Dessa forma, o consentimento não deve ser tratado como uma base legal genérica ou universal, mas sim como uma hipótese circunstancial.. É especialmente aplicável o consentimento em contextos nos quais o titular precisa exercer controle direto sobre o uso de seus dados, como no tratamento de dados pessoais sensíveis, no marketing digital, na utilização de cookies e rastreadores não essenciais, ou na participação voluntária em pesquisas, programas de fidelidade e serviços facultativos.
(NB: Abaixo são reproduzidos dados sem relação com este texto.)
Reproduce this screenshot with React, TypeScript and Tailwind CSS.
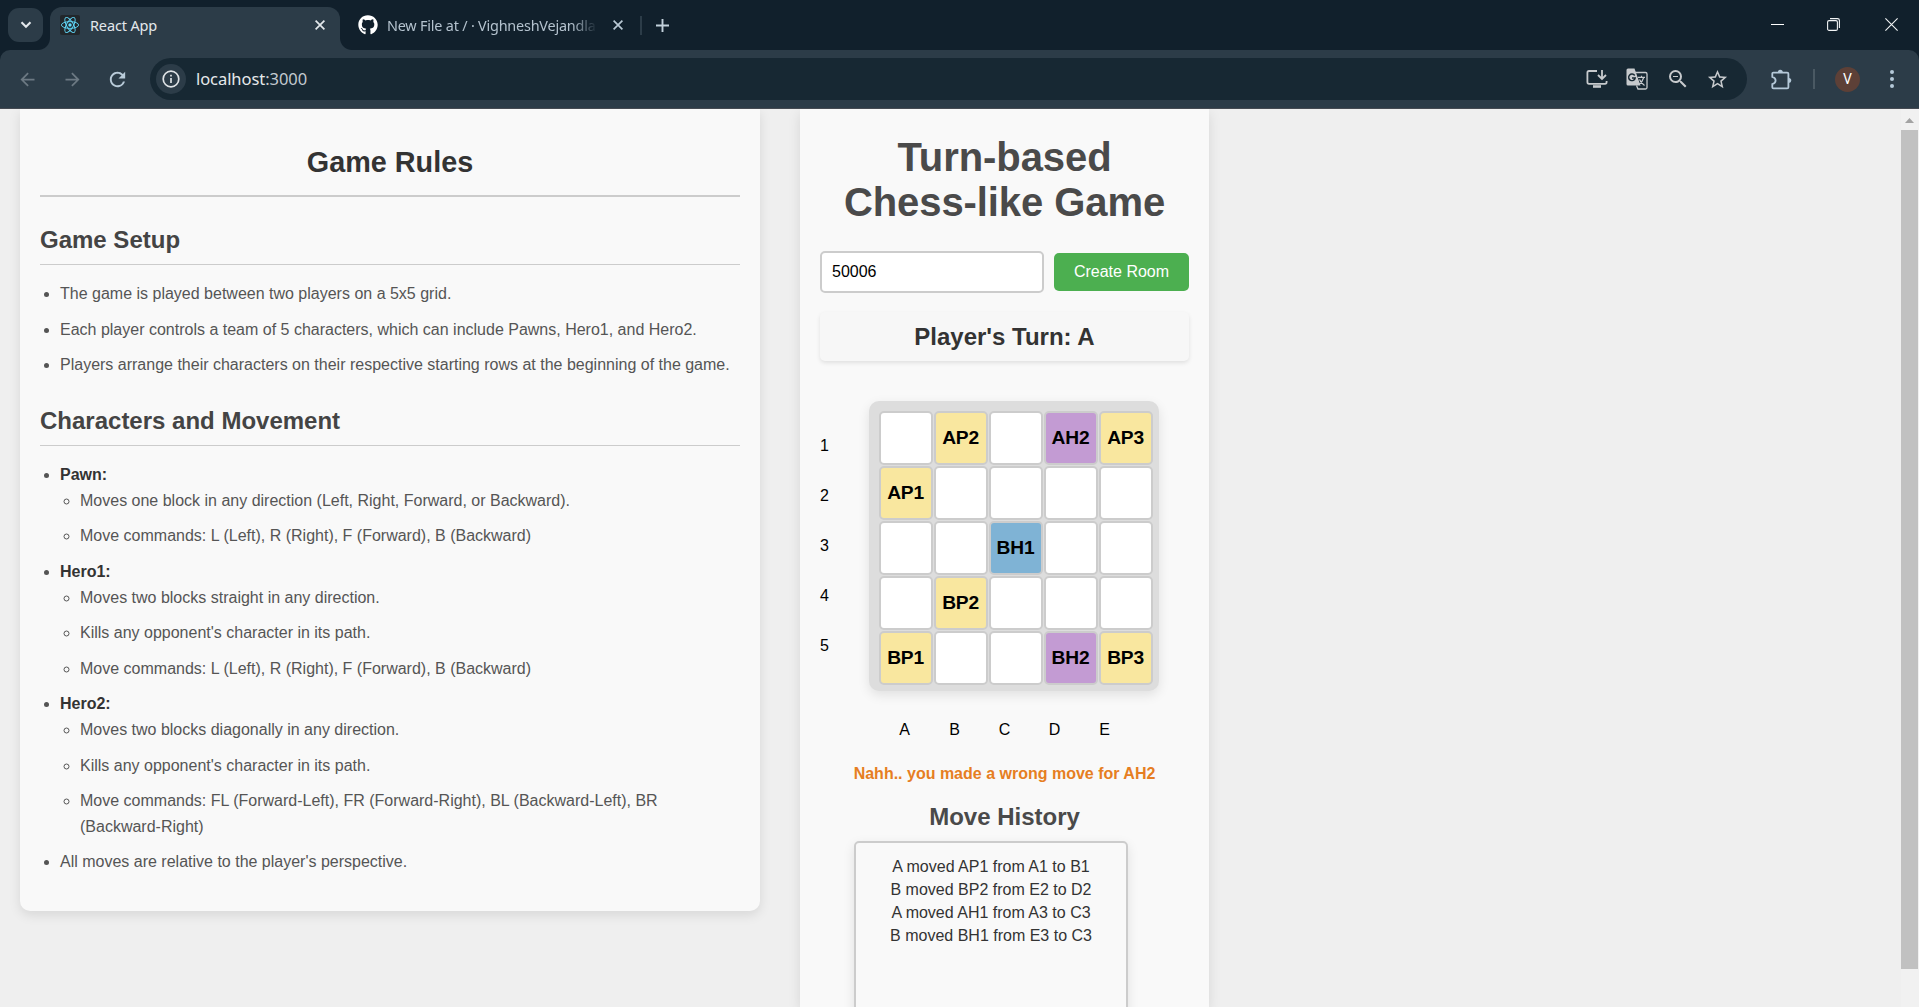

Nesses casos, a validade da base legal dependerá da capacidade do controlador de demonstrar, de forma robusta, que todos os critérios foram observados cumulativamente — sob pena de nulidade do consentimento e, por consequência, de ilegitimidade do tratamento.
Portanto, ao contrário da percepção comum de que o consentimento seria uma solução universal para o tratamento de dados pessoais, o que se observa é que sua aplicabilidade é restrita a situações em que o titular detenha efetiva liberdade de escolha, compreensão plena da finalidade e controle real sobre sua manifestação de vontade. Em suma, o consentimento é uma base legal de alta exigência e baixa estabilidade, devendo ser empregada com precisão, parcimônia e conformidade rigorosa com os critérios da legislação.